En su sombrero El Pichi siempre lleva pegada una carta del cuatro de bastos. “El 4 simboliza el comienzo de la vida, lo tirás al principio para después ir defendiéndote”, explica mientras se agacha para poder mostrarlo para la foto. No lleva el de copas porque asegura que significaría no ser nadie.
Pichi vivió su infancia en Junín entre changas y recuerdos de niñez. A los 9 años era caramelero en el cine junto a su hermano Pepe, y recuerda las corridas para ofrecer la mayor cantidad posible en sus ventas. “También era heladero cuando el bombón helado Noel era una novedad”, dice algo risueño. Fueron esas horas adentro del cine las que lo hicieron descubrir que era un apasionado del teatro y la actuación. A los 14 años la pobreza lo hizo abandonar su ciudad natal para instalarse en Capital Federal.
“Yo llego a esta esquina como si fuera un teatro, entro por el lateral del escenario que sería la calle Arenales”, explica, y agrega: “Yo acá estoy en un canal abierto de televisión, todo el tiempo es un flash constante”. Dice que a su llegada siempre hay alguien esperándolo para contarle algo y compartir un rato. En el medio de saludos y charlas, despliega sus personajes: El Pichi palangana, El Pichi maceta, El Pichi arquero suplente… dice que este último es el que más le piden.
“¿Te imaginás ser un arquero suplente? ¿Sabés lo que es querer jugar y no entrar nunca?”, pregunta con un tono casi de indignación. Algunos días él representa eso, se viste de arquero, actúa que practica y entra en calor constantemente, y nunca llega a entrar. “Lo peor es que cuando el pobre tipo entra a la cancha se come cuatro o cinco goles por partido porque no está entrenado”, afirma, y pone el ejemplo de Sebastián Sirni: arquero suplente de Amadeo Carrizo durante 11 años en River Plate.

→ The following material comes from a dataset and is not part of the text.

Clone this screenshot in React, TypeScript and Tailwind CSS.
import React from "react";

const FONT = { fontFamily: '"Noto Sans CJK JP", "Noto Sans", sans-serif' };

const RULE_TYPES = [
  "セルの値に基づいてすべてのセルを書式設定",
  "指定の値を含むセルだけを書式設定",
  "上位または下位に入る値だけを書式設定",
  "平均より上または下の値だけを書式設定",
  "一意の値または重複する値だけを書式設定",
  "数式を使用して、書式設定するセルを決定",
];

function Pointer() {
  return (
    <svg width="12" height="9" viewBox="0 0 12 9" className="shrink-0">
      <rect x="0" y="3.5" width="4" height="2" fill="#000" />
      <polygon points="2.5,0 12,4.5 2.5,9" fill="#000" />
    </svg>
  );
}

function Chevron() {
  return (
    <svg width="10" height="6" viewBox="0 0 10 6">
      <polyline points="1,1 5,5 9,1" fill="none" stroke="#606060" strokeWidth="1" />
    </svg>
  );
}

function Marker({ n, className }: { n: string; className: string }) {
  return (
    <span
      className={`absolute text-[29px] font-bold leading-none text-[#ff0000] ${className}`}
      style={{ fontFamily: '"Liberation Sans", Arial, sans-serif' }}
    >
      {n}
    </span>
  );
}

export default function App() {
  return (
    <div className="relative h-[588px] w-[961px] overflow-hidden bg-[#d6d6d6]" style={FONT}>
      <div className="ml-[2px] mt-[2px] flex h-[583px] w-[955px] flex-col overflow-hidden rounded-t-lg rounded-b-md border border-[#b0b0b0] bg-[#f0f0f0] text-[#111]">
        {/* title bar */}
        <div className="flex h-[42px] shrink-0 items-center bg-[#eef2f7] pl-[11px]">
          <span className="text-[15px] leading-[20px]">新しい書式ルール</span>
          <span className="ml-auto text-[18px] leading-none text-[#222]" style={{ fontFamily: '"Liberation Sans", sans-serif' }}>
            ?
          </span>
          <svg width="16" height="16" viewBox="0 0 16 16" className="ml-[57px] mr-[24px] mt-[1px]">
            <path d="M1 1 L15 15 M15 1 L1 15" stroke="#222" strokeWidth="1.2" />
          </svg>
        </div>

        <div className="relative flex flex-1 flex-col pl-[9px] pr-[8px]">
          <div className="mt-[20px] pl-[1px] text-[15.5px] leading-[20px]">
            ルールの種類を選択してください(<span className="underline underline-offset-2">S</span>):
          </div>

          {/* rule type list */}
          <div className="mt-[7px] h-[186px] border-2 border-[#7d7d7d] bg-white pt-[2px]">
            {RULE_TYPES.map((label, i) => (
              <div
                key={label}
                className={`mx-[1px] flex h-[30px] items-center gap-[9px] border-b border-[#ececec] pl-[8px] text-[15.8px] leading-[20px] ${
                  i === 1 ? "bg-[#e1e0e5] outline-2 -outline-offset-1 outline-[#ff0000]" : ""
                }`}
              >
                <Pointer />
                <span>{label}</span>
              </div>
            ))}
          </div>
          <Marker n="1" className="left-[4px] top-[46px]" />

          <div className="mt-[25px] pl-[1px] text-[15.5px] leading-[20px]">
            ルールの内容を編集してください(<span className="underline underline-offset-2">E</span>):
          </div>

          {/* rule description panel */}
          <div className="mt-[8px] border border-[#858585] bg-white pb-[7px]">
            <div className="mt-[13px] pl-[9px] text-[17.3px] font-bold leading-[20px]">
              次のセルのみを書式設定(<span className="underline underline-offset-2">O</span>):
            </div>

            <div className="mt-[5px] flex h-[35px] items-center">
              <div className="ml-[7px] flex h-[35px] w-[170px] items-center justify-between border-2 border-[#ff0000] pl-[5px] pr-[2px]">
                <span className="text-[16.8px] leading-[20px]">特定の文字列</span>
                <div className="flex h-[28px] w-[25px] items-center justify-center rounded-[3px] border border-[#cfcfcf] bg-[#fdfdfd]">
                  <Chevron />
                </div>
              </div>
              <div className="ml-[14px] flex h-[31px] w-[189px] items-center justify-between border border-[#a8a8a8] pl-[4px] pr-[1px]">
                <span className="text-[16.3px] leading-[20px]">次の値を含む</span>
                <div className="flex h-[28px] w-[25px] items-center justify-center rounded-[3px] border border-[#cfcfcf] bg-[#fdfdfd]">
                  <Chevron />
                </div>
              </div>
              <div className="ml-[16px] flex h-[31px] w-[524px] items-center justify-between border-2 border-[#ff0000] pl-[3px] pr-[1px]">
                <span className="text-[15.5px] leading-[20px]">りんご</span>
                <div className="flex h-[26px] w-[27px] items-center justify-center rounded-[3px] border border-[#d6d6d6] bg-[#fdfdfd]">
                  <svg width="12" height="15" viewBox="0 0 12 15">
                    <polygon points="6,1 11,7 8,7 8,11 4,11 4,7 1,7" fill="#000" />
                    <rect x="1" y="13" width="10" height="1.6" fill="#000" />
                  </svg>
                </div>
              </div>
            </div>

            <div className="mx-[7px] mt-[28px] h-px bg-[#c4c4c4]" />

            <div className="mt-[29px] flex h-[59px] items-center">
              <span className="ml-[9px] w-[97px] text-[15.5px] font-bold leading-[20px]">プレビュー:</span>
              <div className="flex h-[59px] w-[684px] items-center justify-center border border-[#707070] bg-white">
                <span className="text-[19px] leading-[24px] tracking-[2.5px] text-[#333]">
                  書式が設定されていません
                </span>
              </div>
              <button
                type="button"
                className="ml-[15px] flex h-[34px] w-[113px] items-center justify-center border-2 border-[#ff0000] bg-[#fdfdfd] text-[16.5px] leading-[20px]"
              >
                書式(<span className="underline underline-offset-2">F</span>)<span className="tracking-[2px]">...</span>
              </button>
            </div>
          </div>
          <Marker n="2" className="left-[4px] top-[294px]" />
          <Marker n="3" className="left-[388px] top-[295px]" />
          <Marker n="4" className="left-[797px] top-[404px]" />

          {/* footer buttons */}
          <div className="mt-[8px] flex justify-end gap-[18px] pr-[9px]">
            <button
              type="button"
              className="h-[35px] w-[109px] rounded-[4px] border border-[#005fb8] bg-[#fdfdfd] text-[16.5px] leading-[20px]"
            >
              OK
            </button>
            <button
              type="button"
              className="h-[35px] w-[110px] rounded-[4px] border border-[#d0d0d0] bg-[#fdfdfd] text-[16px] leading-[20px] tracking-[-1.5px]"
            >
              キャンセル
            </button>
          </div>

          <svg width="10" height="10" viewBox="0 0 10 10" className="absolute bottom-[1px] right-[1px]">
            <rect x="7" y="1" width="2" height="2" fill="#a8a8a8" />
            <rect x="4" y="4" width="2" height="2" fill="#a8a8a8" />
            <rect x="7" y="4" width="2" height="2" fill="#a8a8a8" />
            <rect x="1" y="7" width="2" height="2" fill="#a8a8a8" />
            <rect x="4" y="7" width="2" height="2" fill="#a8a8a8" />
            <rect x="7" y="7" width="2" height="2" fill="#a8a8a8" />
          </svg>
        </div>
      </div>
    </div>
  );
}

Amanda y Estela están hace unos minutos mirándonos, algo alejadas y tímidas. Son dos señoras que viven en el barrio, y tal vez por ver la situación de entrevista no se animan a arrimarse, pero El Pichi rompe las barreras, se acerca, y tomándolas de los brazos cuenta: “Ellas me vienen a visitar todas las tardes, me regalan Rhodesias”. “En la tele nos pasamos viendo los dramas que pasan, en cambio cuando venimos a verlo a él es una alegría”, dice Estela mientras lo mira sonriente. Amanda, por su parte agrega: “Es un personaje que ya es del barrio, lo queremos mucho”.
Los colores del Pichi ya son parte del paisaje de Santa Fe y Riobamba. Los bocinazos y saludos son moneda corriente, y las sonrisas se multiplican entre los que pasan a su lado sin importar que estamos entrando en la tardecita del viernes, sobra el cansancio, y hay apuro por volver a casa.